As a result of lingering issues highlighted in the March rating action, throughput on the CHOPS system continues to significantly underperform the projections originally provided to Fitch in November 2005. In response to the very weak credit protection metrics, the project owners are currently providing equity contributions to make up for the debt service shortfalls. Fitch expects the contributions to continue as long as CHOPS is unable to support its obligations. While Fitch also continues to believe that the current shortfalls are temporary, particularly with completion of the Atlantis development expected in the first quarter of 2007, if transportation volumes remain impaired over the next several months Fitch will likely lower the rating.
CHOPS remains the primary link between deepwater developments in the Gulf of Mexico and refiners along the Texas Gulf Coast. CHOPS is supported by life-of-lease dedications of the production from the respective interests of BP plc, BHP Billiton Ltd., and Chevron Corp. in the Holstein, Mad Dog, and Atlantis fields as well as with Anadarko Petroleum Corp.'s (formerly Kerr McGee Corp.) production from the Constitution and Ticonderoga fields.
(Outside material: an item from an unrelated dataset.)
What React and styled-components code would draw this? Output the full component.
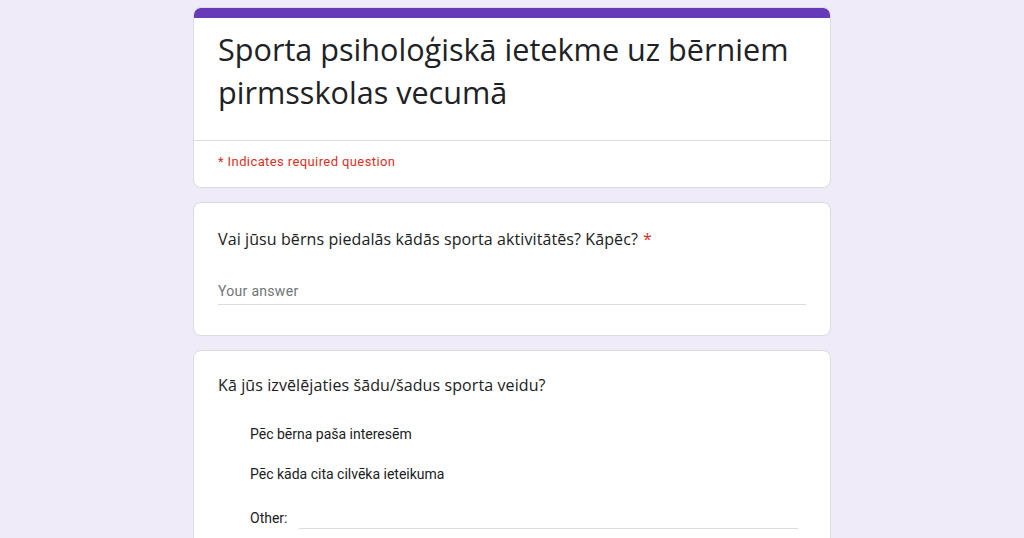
import React from 'react';
import styled, { createGlobalStyle } from 'styled-components';

const GlobalStyle = createGlobalStyle`
  html, body {
    margin: 0;
    padding: 0;
    background: #efebf8;
    height: 538px;
    overflow: hidden;
  }
  body {
    font-family: Roboto, "Open Sans", Arial, sans-serif;
    color: #202124;
  }
`;

const Page = styled.div`
  width: 638px;
  margin: 0 auto;
  padding-top: 7px;
  display: flex;
  flex-direction: column;
  gap: 14px;
`;

const Card = styled.div`
  background: #fff;
  border: 1px solid #dadce0;
  border-radius: 8px;
  overflow: hidden;
  box-sizing: border-box;
`;

const TopBar = styled.div`
  height: 10px;
  background: #673ab7;
`;

const Header = styled.div`
  padding: 10px 24px 26px 24px;
  border-bottom: 1px solid #dadce0;
`;

const Title = styled.h1`
  margin: 0;
  font-family: "Open Sans", Roboto, sans-serif;
  font-weight: 400;
  font-size: 30.6px;
  line-height: 43px;
  color: #202124;
`;

const Required = styled.div`
  padding: 12px 24px 17px;
  font-size: 13px;
  line-height: 17px;
  color: #d93025;
  letter-spacing: 0.4px;
`;

const Body = styled.div`
  padding: ${p => p.$top || 24}px 24px ${p => p.$bottom || 30}px;
`;

const Question = styled.div`
  font-family: "Open Sans", Roboto, sans-serif;
  font-size: 16px;
  line-height: 24px;
  letter-spacing: 0.1px;
  color: #202124;
`;

const Star = styled.span`
  color: #d93025;
  margin-left: 5px;
`;

const AnswerField = styled.div`
  margin-top: 30px;
  width: 588px;
  padding-bottom: 3px;
  border-bottom: 1px solid #dadce0;
  font-size: 14px;
  line-height: 20px;
  letter-spacing: 0.3px;
  color: #70757a;
`;

const Options = styled.div`
  margin-top: 27px;
  padding-left: 32px;
  display: flex;
  flex-direction: column;
  gap: 20px;
`;

const Option = styled.div`
  display: flex;
  align-items: flex-end;
  margin-top: ${p => (p.$other ? 3 : 0)}px;
  font-size: 14px;
  line-height: 20px;
  color: #202124;
`;

const OtherLine = styled.div`
  flex: 1;
  margin-left: 12px;
  margin-right: 8px;
  height: 20px;
  border-bottom: 1px solid #dadce0;
  position: relative;
  top: 1px;
`;

export default function App() {
  return (
    <>
      <GlobalStyle />
      <Page>
        <Card>
          <TopBar />
          <Header>
            <Title>Sporta psiholoģiskā ietekme uz bērniem pirmsskolas vecumā</Title>
          </Header>
          <Required>* Indicates required question</Required>
        </Card>

        <Card>
          <Body>
            <Question>
              Vai jūsu bērns piedalās kādās sporta aktivitātēs? Kāpēc?<Star>*</Star>
            </Question>
            <AnswerField>Your answer</AnswerField>
          </Body>
        </Card>

        <Card>
          <Body $top={22} $bottom={40}>
            <Question>Kā jūs izvēlējaties šādu/šadus sporta veidu?</Question>
            <Options>
              <Option>Pēc bērna paša interesēm</Option>
              <Option>Pēc kāda cita cilvēka ieteikuma</Option>
              <Option $other>
                Other:
                <OtherLine />
              </Option>
            </Options>
          </Body>
        </Card>
      </Page>
    </>
  );
}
Early in 2006, CHOPS received an amendment to the senior secured notes to address the lower production volumes whereby the debt service coverage ratio (DSCR) test has been waived through the second quarter of 2007. The DSCR will increase to 1.0 times (x) in the third and fourth quarters of 2007 and be reinstated at the 1.25x test level in the first quarter of 2008 and beyond. With the amendment, the sponsors have also foregone their right to distributions through the term of the amendment (the end of 2007) and increased the debt service reserve account (DSRA) to one year's maximum debt service (approximately $73.5 million) through 2007 as well. After 2007, the DSRA will return to six-months' coverage. Should operations improve significantly the sponsors also have the right to terminate the amendment early.
CHOPS is a 50/50 joint venture between Enterprise Products Partners, L.P. (EPD; Fitch Issuer Default Rating (IDR) of 'BBB-') and Valero Energy Corp (VLO; Fitch IDR of 'BBB') which owns and operates an offshore crude oil pipeline system capable of delivering up to 500,000 barrels per day from the deepwater Green Canyon area of the Gulf of Mexico to refineries and terminals located along the Texas Gulf Coast.